Hungarian film Overnight screened in Ottawa

2009 december 1 10:04 du. Hungarian film Overnight screened in Ottawa bejegyzéshez a hozzászólások lehetősége kikapcsolva

Hungarian director Ferenc Török’s most recent film, entitled Overnight, was screened in Ottawa this evening, as part of the European Film Festival. The Library and Archive Canada’s auditorium was packed for the screening–organized in partnership with the Embassy of the Republic of Hungary in Ottawa–with a mix of Hungarians, English-speaking Canadians with a keen interest in foreign films and other Eastern Europeans, who will see films in their own languages shown on upcoming nights. (A Polish film entitled Little Moscow and directed by Waldemar Krzystek will be screened on 3 December 2009 at 9:00pm.)  Overnight portrays 21st century contemporary, urban and multicultural Hungary.

The film’s characters are nearly all stereotypical ‘yuppies’ who come of age following the transition to democracy and capitalism in 1989/90, speak multiple foreign languages, dine at trendy restaurants, rely heavily on the newest forms of technology and are well-travelled.
But the world of brokers and bankers as portrayed in this film is ultimately drab, unnerving and unsatisfying all at the same time.
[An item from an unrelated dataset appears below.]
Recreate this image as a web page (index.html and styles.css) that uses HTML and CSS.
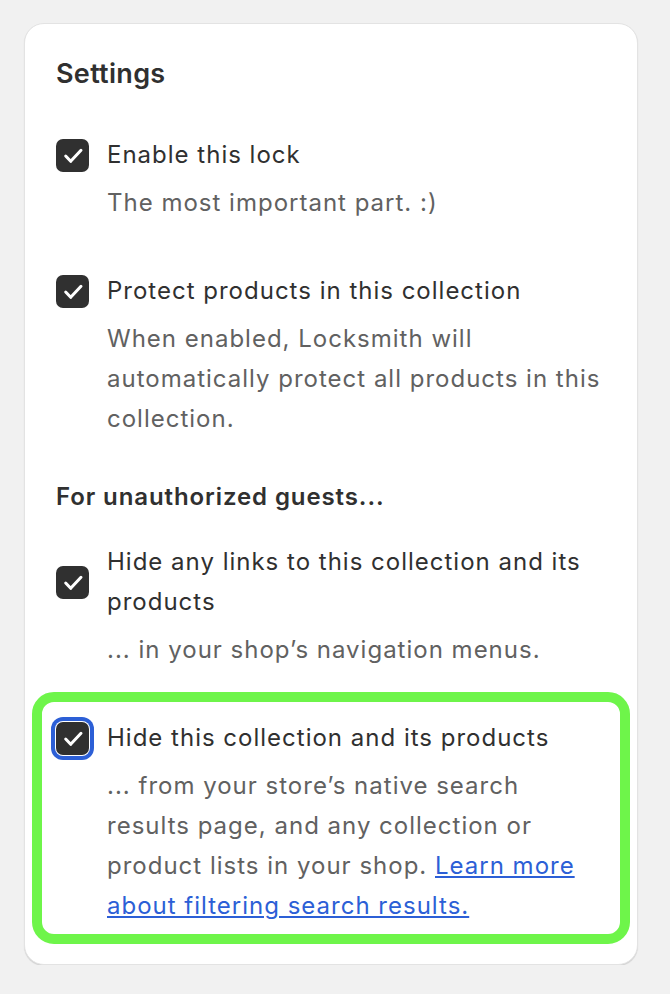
FILE: index.html
```html
<!DOCTYPE html>
<html lang="en">
<head>
<meta charset="utf-8">
<title>Settings</title>
<link rel="stylesheet" href="styles.css">
</head>
<body>
<section class="card">
  <h2 class="title">Settings</h2>

  <div class="item">
    <label class="row">
      <span class="box"><svg viewBox="0 0 32 32" width="32" height="32"><path d="M8.7 17 L13.7 22.3 L24 11.3" /></svg></span>
      <span class="label">Enable this lock</span>
    </label>
    <p class="desc">The most important part. :)</p>
  </div>

  <div class="item">
    <label class="row">
      <span class="box"><svg viewBox="0 0 32 32" width="32" height="32"><path d="M8.7 17 L13.7 22.3 L24 11.3" /></svg></span>
      <span class="label">Protect products in this collection</span>
    </label>
    <p class="desc">When enabled, Locksmith will automatically protect all products in this collection.</p>
  </div>

  <h3 class="subhead">For unauthorized guests...</h3>

  <div class="item">
    <label class="row">
      <span class="box"><svg viewBox="0 0 32 32" width="32" height="32"><path d="M8.7 17 L13.7 22.3 L24 11.3" /></svg></span>
      <span class="label">Hide any links to this collection and its products</span>
    </label>
    <p class="desc">... in your shop’s navigation menus.</p>
  </div>

  <div class="item highlight">
    <label class="row">
      <span class="box focused"><svg viewBox="0 0 32 32" width="32" height="32"><path d="M8.7 17 L13.7 22.3 L24 11.3" /></svg></span>
      <span class="label">Hide this collection and its products</span>
    </label>
    <p class="desc">... from your store’s native search results page, and any collection or product lists in your shop. <a href="#" class="link">Learn more about filtering search results.</a></p>
  </div>
</section>
</body>
</html>
```

FILE: styles.css
```css
* { box-sizing: border-box; }

html, body {
  margin: 0;
  padding: 0;
  background: #f1f1f1;
}

body {
  font-family: "Inter", "Noto Sans", sans-serif;
  color: #303030;
  padding: 23px 32px 0 24px;
}

.card {
  background: #ffffff;
  border: 1px solid #e3e3e3;
  border-radius: 20px;
  box-shadow: 0 1px 1px rgba(0, 0, 0, 0.13);
  padding: 30px 31px 20px 31px;
}

.title {
  margin: 0 0 41px;
  font-size: 27px;
  line-height: 40px;
  font-weight: 600;
  letter-spacing: 0.3px;
  color: #303030;
}

.item {
  margin-bottom: 48px;
}

.row {
  display: flex;
  align-items: center;
  gap: 18px;
}

.box {
  flex: none;
  width: 33px;
  height: 33px;
  border-radius: 7px;
  background: #303030;
  display: flex;
  align-items: center;
  justify-content: center;
}

.box svg path {
  fill: none;
  stroke: #ffffff;
  stroke-width: 3;
  stroke-linecap: round;
  stroke-linejoin: round;
}

.box.focused {
  box-shadow: 0 0 0 1px #ffffff, 0 0 0 5px #2c5fd6;
}

.label {
  font-size: 24px;
  line-height: 40px;
  letter-spacing: 1px;
  color: #303030;
}

.desc {
  margin: 8px 0 0 51px;
  font-size: 24px;
  line-height: 40px;
  letter-spacing: 1px;
  color: #616161;
}

.subhead {
  margin: -10px 0 25px;
  font-size: 24px;
  line-height: 40px;
  font-weight: 600;
  letter-spacing: 0.9px;
  color: #303030;
}

.highlight {
  margin: -26px -24px 0;
  padding: 16px 14px 8px;
  border: 10px solid #6ef54a;
  border-radius: 22px;
}

.link {
  color: #2c5fd6;
  text-decoration: underline;
  text-underline-offset: 2px;
}
```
Török’s use of washed-out colours throughout the film makes this especially apparent. Budapest is portrayed as a cool, sterile and corporate city of glass office towers, commercial garages, ultramodern flats and–rather fittingly–of traffic gridlock. The main characters comfortably switch between Hungarian and German dialogue, read the Financial Times with their morning cereal, mix English words in nearly all of their sentences when speaking Hungarian, casually call their corporate friends based in India and enjoy casual sex with multiple partners–including their co-workers–during their free time. Their world is ultimately an artificial one and it is difficult to empathize with any of these characters. Perhaps the most down-to-earth, sympathetic young man in the film is the one who gets absolutely no lines. He is the grungy anti-globalization activist who straps himself to an antenna outside the town of Veszprém, threatening to bring down Hungary’s mobile communications network and hence shutting down Budapest’s yuppies for the day. Sadly, he is arrested and we see nothing more of the film’s only loveable character.

Overnight aims to portray contemporary Hungary and unlike most movies, makes no reference to the country’s past. But with scenes switching between the gritty streets of Bombay and corporate Budapest, the film is less about Hungary and much more about a world and social class where precious little is of any value, if it’s not listed on the stock exchange.